All the above leads us to the following definition of AI used in this article:

Artificial intelligence is a system that autonomously performs tasks using machine learning, data processing, and algorithmic models. It can adapt, learn, and improve based on data while achieving specific objectives like prediction, classification, or optimization.

Now, let’s discuss different approaches to defining data and IT assets.

Data and IT Product and Asset Definitions

First, let me state that we don’t have an aligned definition of data in our professional community. I discussed this topic in multiple publications available at the Data Crossroads site.

In my practice, I apply the following definition:

Data is the physical or electronic representation of signals “in a manner suitable for communication, interpretation, or processing by human beings or by automatic means.”

Industry authorities have pretty different viewpoints on the constituent components of a data product, compiled in Figure 2.

Figure 2: The variety of data and IT product definitions.

Figure 2: The variety of data and IT product definitions.

Gartner Definition

Gartner defines a product in the digital business context as “a named collection of business capabilities valuable to a defined customer segment. A product may be just software and data. Alternatively, it may comprise any combination of software, hardware, facilities, and services as required to deliver the entire product experience. A product may be a repeatable service (for example, a subscription service), or it may be a platform (one-sided or multisided).”

This definition includes multiple components and allows maneuvering to define the “data product.”

Forbes Council Definition

The term “data product” originated from data science—at least, I first heard this term from data scientists. My latest investigations demonstrate that no aligned definition of this term exists. According to the Forbes Council, a data product is “a self-contained data container” that directly solves a business problem or is monetized.”

So, in this case, they mean only data, digital or non-digital.
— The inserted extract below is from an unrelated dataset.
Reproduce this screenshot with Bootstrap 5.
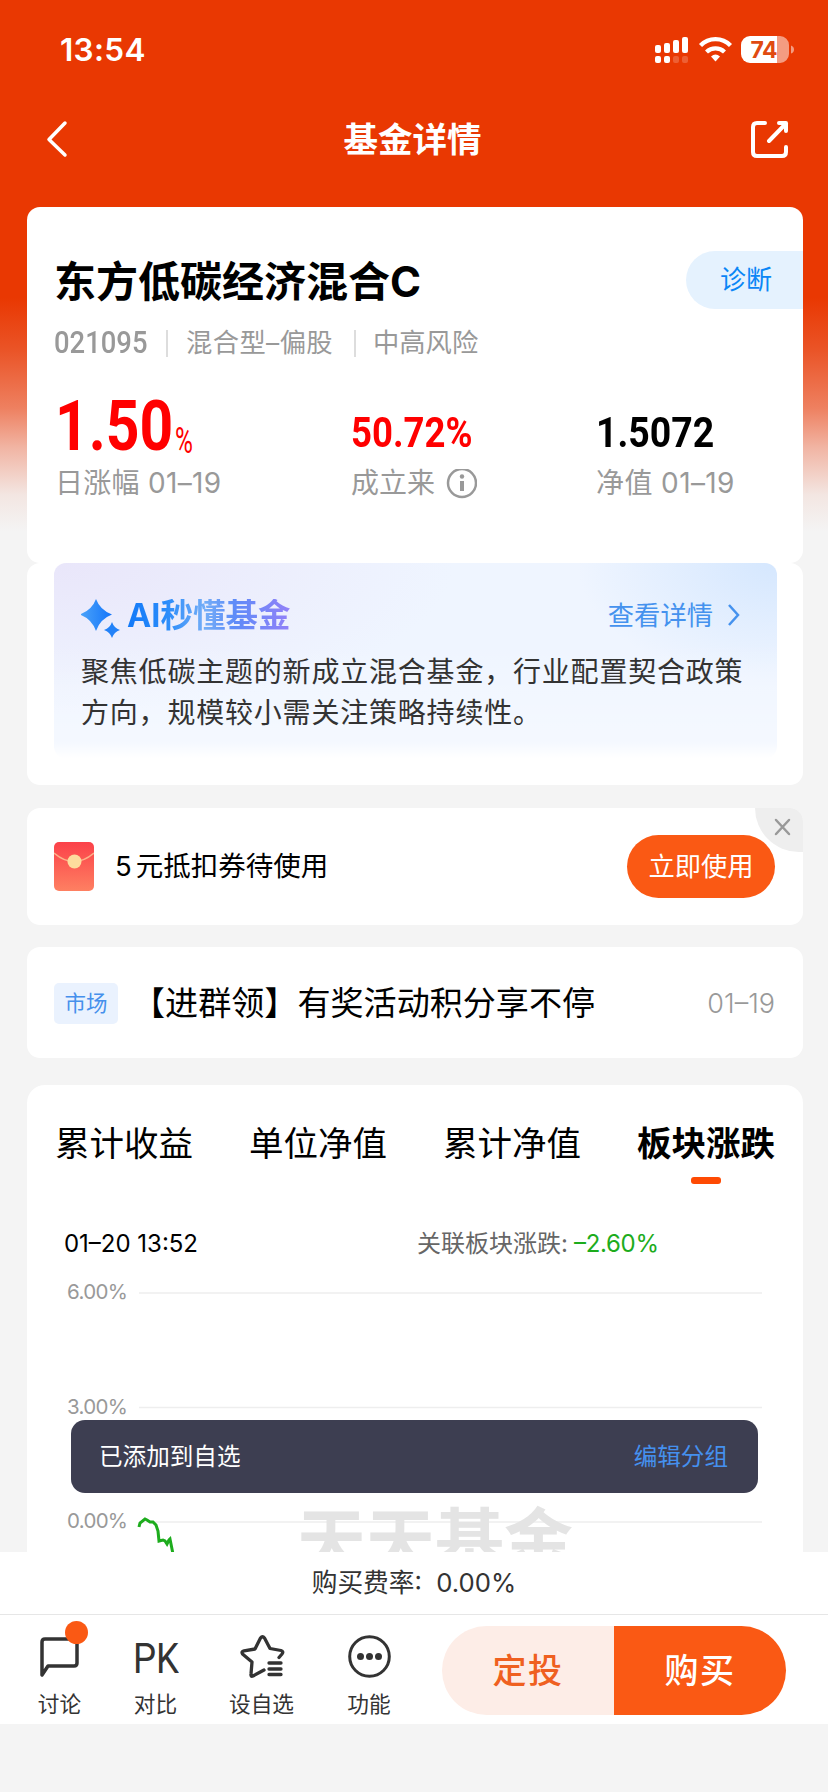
<!DOCTYPE html>
<html lang="zh-CN">
<head>
<meta charset="utf-8">
<meta name="viewport" content="width=device-width, initial-scale=1">
<title>基金详情</title>
<link href="https://cdn.jsdelivr.net/npm/bootstrap@5.3.0/dist/css/bootstrap.min.css" rel="stylesheet">
<style>
body{margin:0;background:#f4f4f4;font-family:Inter,"Noto Sans CJK SC",sans-serif;color:#000;font-size:26px;line-height:1}
svg{display:block;flex:none}
.screen{width:828px;height:1792px;overflow:hidden;background:linear-gradient(180deg,#e93802 0,#e93802 298px,#ea5427 350px,#ee8060 408px,#f1b5a4 448px,#f3e6e2 495px,#f4f4f4 532px)}
.nw{white-space:nowrap}
.status{height:96px;padding:4px 33px 0 60px;color:#fff}
.clock{font-size:31.5px;font-weight:600;letter-spacing:.3px}
.topnav{height:111px;padding:0 39px 24px 45px;color:#fff}
.topnav h1{font-size:34.5px;font-weight:700;line-height:1;margin:2px 0 0 -15px}
.body-col{padding:0 25px 0 27px;height:1345px;overflow:hidden}
.panel{background:#fff;border-radius:13px}
.summary{height:356px;padding-top:44px}
.fund{font-size:42px;font-weight:700;padding-left:27px;line-height:62px;height:58px;margin:0}
.diag{width:117px;height:58px;background:#e5f2fe;color:#0b86f6;border-radius:29px 0 0 29px;font-size:26px;line-height:54px;padding-left:34px;border:0;text-align:left}
.din{font-family:Roboto,sans-serif;display:inline-block;transform:scaleX(.87);transform-origin:0 50%;white-space:nowrap}
.meta{height:30px;margin-top:19px;padding-left:27px;color:#999;font-size:26.3px}
.bar-sep{width:2px;height:27px;background:#ddd}
.stats{height:132px;margin-top:24px}
.stat-v{height:84px;color:#f00;font-weight:700;font-size:43px;line-height:50px}
.stat-l{color:#999;font-size:28px;line-height:34px}
.ai{margin:0 26px 0 27px;height:195px;border-radius:12px;padding:36px 27px 0;background:linear-gradient(180deg,rgba(255,255,255,0) 40%,rgba(255,255,255,.35) 92%,#fff 100%),radial-gradient(ellipse 200px 120px at 100% 0,#d5e7fe,rgba(213,231,254,0)),radial-gradient(ellipse 400px 150px at 0 0,#e9e6fa,rgba(240,240,254,0)),#eff5ff}
.ai-t{font-size:32.5px;font-weight:700;background:linear-gradient(90deg,#1279f8,#2c8dfa 25%,#73adf7 48%,#5e8bf8 66%,#9281f8);-webkit-background-clip:text;background-clip:text;color:transparent;line-height:34px;height:38px;margin-left:-1px}
.ai-p{font-size:28px;letter-spacing:.8px;line-height:40.5px;color:#333;margin:13px -10px 0 0}
.coupon{height:117px;margin-top:23px;padding:0 28px 0 27px}
.coupon-x{right:0;top:0;width:48px;height:44px;background:#eee;border-radius:0 13px 0 44px}
.use{width:148px;height:63px;border-radius:32px;background:#fa5914;color:#fff;border:0;font-size:26.3px;line-height:60px;padding:0}
.news{height:111px;margin-top:22px;padding:1px 28px 0 27px}
.tag{width:64px;height:41px;border-radius:5px;background:#eaf2fe;color:#4590ec;font-size:21.5px;line-height:41px;text-align:center}
.trend{margin-top:27px;height:500px;border-radius:18px 18px 0 0}
.tabs{padding:37px 28px 0 28px;height:103px;font-size:34.5px;line-height:44px}
.tab-on{font-weight:700}
.tab-on i{display:block;width:30px;height:7px;border-radius:3px;background:#fe4a03;margin:11px auto 0}
.toast-bar{left:71px;top:1420px;width:687px;height:73px;border-radius:14px;background:#3d3e51;color:#fff;font-size:23.6px;padding:0 30px 0 28px}
.dock{background:#fff;height:172px}
.fee{height:63px;border-bottom:1px solid #e6e6e6;color:#333;font-size:25.7px;line-height:61px}
.acts{height:109px;color:#333;font-size:21.7px}
.act{padding-top:20px}
.act svg{margin:0 auto}
.act span{display:block;line-height:28px;margin-top:12px}
.dot{width:23px;height:23px;border-radius:50%;background:#fa5914;left:65px;top:6px}
.half{width:172px;height:89px;border:0;font-size:34px;font-weight:500;letter-spacing:1.5px;line-height:90px;padding:0}
</style>
</head>
<body>
<div class="screen position-relative">
  <div class="status d-flex align-items-center justify-content-between">
    <span class="clock">13:54</span>
    <svg width="141" height="28" viewBox="0 0 141 28" fill="#fff">
      <rect x="1" y="9" width="6" height="8" rx="2"/><rect x="10" y="7" width="6" height="10" rx="2"/><rect x="19" y="4" width="6" height="13" rx="2"/><rect x="28" y="1" width="6" height="16" rx="2"/>
      <rect x="1" y="20" width="6" height="7" rx="2"/><rect x="10" y="20" width="6" height="7" rx="2"/><rect x="19" y="20" width="6" height="7" rx="2" opacity=".2"/><rect x="28" y="20" width="6" height="7" rx="2" opacity=".2"/>
      <g fill="none" stroke="#fff" stroke-width="4.300"><path d="M46.500 9.500a21 21 0 0 1 30 0"/><path d="M52.500 16a13 13 0 0 1 18 0"/></g><path d="M57 20.500q4.500-3.800 9 0l-4.500 5z"/>
      <path d="M96 0h27v27H96a9 9 0 0 1-9-9V9a9 9 0 0 1 9-9z"/><path d="M123 0h3a9 9 0 0 1 9 9v9a9 9 0 0 1-9 9h-3zM137 9.500q3 1 3 4t-3 4z" opacity=".5"/>
      <text x="96.500" y="22" font-size="23" font-weight="700" font-family="Inter" fill="#e04a10" textLength="27">74</text>
    </svg>
  </div>
  <div class="topnav d-flex align-items-center justify-content-between">
    <svg width="44" height="40" fill="none" stroke="#fff" stroke-width="3.500" stroke-linecap="round" stroke-linejoin="round"><path d="M20 3L4 19.500 20 35"/></svg>
    <h1>基金详情</h1>
    <svg width="38" height="38" fill="none" stroke="#fff" stroke-width="4" stroke-linecap="round" stroke-linejoin="round"><path d="M14 2H6Q2 2 2 6V31Q2 35 6 35H31Q35 35 35 31V26M28 2h7v8M35 2.500L18 20"/></svg>
  </div>
  <main class="body-col">
    <section class="panel summary">
      <div class="d-flex justify-content-between">
        <h2 class="fund nw">东方低碳经济混合C</h2><button class="diag">诊断</button>
      </div>
      <div class="meta d-flex align-items-center nw">
        <div style="width:112px"><span class="din fw-medium" style="font-size:31.500px">021095</span></div><div class="bar-sep"></div>
        <span style="margin-left:18px;width:150px;letter-spacing:.4px">混合型–偏股</span><div class="bar-sep" style="margin-left:18px"></div><span style="margin-left:17px">中高风险</span>
      </div>
      <div class="stats d-flex nw">
        <div style="width:324px;padding-left:28px"><div class="stat-v d-flex" style="padding-top:19px"><span class="din" style="font-size:70px;width:120px;transform:scaleX(.84)">1.50</span><span class="din" style="font-size:36px;font-weight:400;transform:translateY(15px) scaleX(.68)">%</span></div><div class="stat-l" style="letter-spacing:.3px">日涨幅 01–19</div></div>
        <div style="width:245px"><div class="stat-v" style="padding-top:24px"><span class="din" style="transform:scaleX(.85)">50.72%</span></div><div class="stat-l d-flex">成立来<svg width="32" height="32" style="margin:3px 0 0 10px" fill="none" stroke="#999"><circle cx="17" cy="14" r="14" stroke-width="2.500"/><path d="M17 12v10" stroke-width="4"/><circle cx="17" cy="7.500" r="2.200" fill="#999" stroke="none"/></svg></div></div>
        <div><div class="stat-v text-black" style="padding-top:24px"><span class="din">1.5072</span></div><div class="stat-l" style="letter-spacing:.4px">净值 01–19</div></div>
      </div>
    </section>
    <section class="panel" style="height:222px">
      <div class="ai">
        <div class="d-flex align-items-start">
          <svg width="47" height="40"><defs><linearGradient id="g"><stop stop-color="#4ba3f9"/><stop offset="1" stop-color="#1475fa"/></linearGradient></defs><path d="M15 0Q19 11 31 15.500 19 20 15 32 11 20-1 15.500 11 11 15 0Z" fill="url(#g)"/><path d="M31 23Q33 29 39 31 33 33 31 39 29 33 23 31 29 29 31 23Z" fill="#2382f8"/></svg>
          <span class="ai-t nw">AI秒懂基金</span>
          <span class="ms-auto nw" style="color:#4592ee;line-height:33px;font-size:26.300px">查看详情</span>
          <svg width="28" height="34" style="margin:0 3px 0 6px" fill="none" stroke="#4592ee" stroke-width="2.500"><path d="M10 6l9 10-9 10"/></svg>
        </div>
        <p class="ai-p">聚焦低碳主题的新成立混合基金，行业配置契合政策<br>方向，规模较小需关注策略持续性。</p>
      </div>
    </section>
    <section class="panel coupon d-flex align-items-center position-relative">
      <svg width="40" height="49"><defs><linearGradient id="r" x2="0" y2="1"><stop stop-color="#fb4149"/><stop offset="1" stop-color="#fe8062"/></linearGradient></defs><rect width="40" height="49" rx="5" fill="url(#r)"/><path d="M0 11Q20 28 40 11" fill="none" stroke="#fdb28a" stroke-width="1.500"/><circle cx="20.500" cy="19.500" r="7" fill="#fddc9d"/></svg>
      <span class="nw" style="margin-left:21px;font-size:27.500px">5<span style="margin-left:4px">元抵扣券待使用</span></span>
      <button class="use ms-auto">立即使用</button>
      <div class="coupon-x position-absolute"><svg width="48" height="44" stroke="#999" stroke-width="2.500" stroke-linecap="round"><path d="M21 12l13 14M34 12L21 26"/></svg></div>
    </section>
    <section class="panel news d-flex align-items-center nw">
      <span class="tag">市场</span><span style="margin-left:14px;font-size:33.100px;padding-top:1px">【进群领】有奖活动积分享不停</span>
      <span class="ms-auto" style="color:#999;font-weight:300;font-size:27px">01–19</span>
    </section>
    <section class="panel trend">
      <div class="tabs d-flex justify-content-between nw"><span>累计收益</span><span>单位净值</span><span>累计净值</span><span class="tab-on">板块涨跌<i></i></span></div>
      <svg width="776" height="364" font-family="Inter, Noto Sans CJK SC, sans-serif">
        <g font-size="24"><text x="37" y="64" textLength="134">01–20 13:52</text><text x="390" y="64" fill="#666" textLength="151">关联板块涨跌:</text><text x="547" y="64" fill="#1dac1d" textLength="85">–2.60%</text></g>
        <g stroke="#eee" stroke-width="1.500"><path d="M112 105H735M112 219.500H735M112 334H735"/></g>
        <text x="270" y="378" font-size="69" font-weight="700" fill="#e4e4e4" textLength="276">天天基金</text>
        <g font-size="20.500" fill="#999"><text x="40" y="111" textLength="61">6.00%</text><text x="40" y="225.500" textLength="61">3.00%</text><text x="40" y="340" textLength="61">0.00%</text></g>
        <path d="M112 339l1-4 5-4 2 1 3 2 3 0 3 3 2 6 1 10 4-1 2 1 2 3 2-4 1-1 3 15" fill="none" stroke="#1dac1d" stroke-width="3"/>
      </svg>
    </section>
  </main>
  <footer class="dock">
    <div class="fee text-center nw"><span>购买费率:&nbsp; 0.00%</span></div>
    <div class="acts d-flex text-center position-relative nw">
      <div class="act" style="width:119px"><svg width="43" height="43" fill="none" stroke="#333" stroke-width="3.500" stroke-linejoin="round"><path d="M4 40V7Q4 4 7 4H36Q39 4 39 7V28Q39 31 36 31H10z"/></svg><span>讨论</span></div>
      <div class="dot position-absolute"></div>
      <div class="act" style="width:73px"><svg width="46" height="43"><text x="0" y="38" font-family="Roboto" font-size="43" fill="#333" textLength="46" lengthAdjust="spacingAndGlyphs">PK</text></svg><span>对比</span></div>
      <div class="act" style="width:139px"><svg width="46" height="43" fill="none" stroke="#333" stroke-width="3.300" stroke-linecap="round" stroke-linejoin="round"><path d="M25 35L14 41Q11.500 42 12 39L13 27 3.500 19Q2 16.500 5 15.800L16 14 21.500 3Q23.500.500 25.500 3L31 13.500 42 15.500Q45 16.500 43 19L40 22.500M30 28H42M30 34H42M30 39.500H42"/></svg><span>设自选</span></div>
      <div class="act" style="width:76px"><svg width="43" height="43" fill="#333"><circle cx="21.500" cy="21.500" r="19.800" fill="none" stroke="#333" stroke-width="3"/><circle cx="12.500" cy="21.500" r="3.500"/><circle cx="21.500" cy="21.500" r="3.500"/><circle cx="30.500" cy="21.500" r="3.500"/></svg><span>功能</span></div>
      <div class="d-flex" style="margin:11px 0 0 35px"><button class="half" style="background:#fdede7;color:#ef6020;border-radius:45px 0 0 45px">定投</button><button class="half" style="background:#fa5914;color:#fff;border-radius:0 45px 45px 0">购买</button></div>
    </div>
  </footer>
  <div class="toast-bar position-absolute d-flex align-items-center justify-content-between nw"><span>已添加到自选</span><span style="color:#4590ee">编辑分组</span></div>
</div>
<script src="https://cdn.jsdelivr.net/npm/bootstrap@5.3.0/dist/js/bootstrap.bundle.min.js"></script>
</body>
</html>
A report, dashboard, and data set are examples of a data product in this context.

Zhamak Dehgani Definition

In the data mesh context, Zhamak Dehghani goes further and identifies three components of a data product:

  • Code for pipelines and APIs
  • Data and metadata
  • Infrastructure

So, any organization has many options for defining the data product in a context that fits its needs and data management goals.

Proposed definitions

In the context of this article, I use the following definition of a data product.

A data product is the output of a data-related process, including data, metadata, software, applications, databases, and services. Infrastructure (hardware and networks) are optional components.

We can go further and define a data asset as a collection of data products resulting from data-related processes.

Some companies may split the definition of a data product/asset into an IT one.

Let’s return to the definitions of an AI system and its key components and map them to data & IT assets.

Commonalities between the Definitions of an AI System and Data & IT Product

Product

Defining AI as a system and understanding its key features, discussed in the first paragraph, guides us in identifying the core components of an AI system, as illustrated in Figure 3.

Figure 3: A definition of an AI system mapped to data & IT product definition.

Figure 3: A definition of an AI system mapped to data & IT product definition.

The AI system starts by using input data sourced from humans or machines, which serves as the foundation for the entire process. Whether authentic or synthetic, this data is fed into various AI models that use different AI types and techniques to analyze and transform this data. These models process the data to generate meaningful output data, which can be applied across various use cases—including decision-making, recommendations, predictions, and goal-oriented tasks. Technology platforms enable and support this entire flow, providing the necessary infrastructure and tools to process data, deploy models, and scale AI solutions effectively.

Recalling the definition of data and IT assets discussed in the previous paragraph, we can conclude that all AI system components are data or IT assets.

Takeways

Harmonized governance frameworks: The parallels between AI systems and data/IT products indicate that governance frameworks for data and AI management can be harmonized, or even integrated, to streamline oversight and ensure consistent regulatory compliance.

Data management as the foundation: Data management emerges as a mandatory foundation for any AI-related initiative. Without robust data management, the effectiveness and reliability of AI systems are significantly compromised.

AI as a data-driven process: The analysis underscores that AI systems fundamentally rely on data as their primary input. This interdependency suggests that improvements in data quality and accessibility will directly enhance AI system performance.

The future potential of unified definitions: Establishing aligned definitions for data, IT products, and AI systems can foster international collaboration, reduce regulatory fragmentation, and drive innovation by creating a shared understanding of these interconnected domains.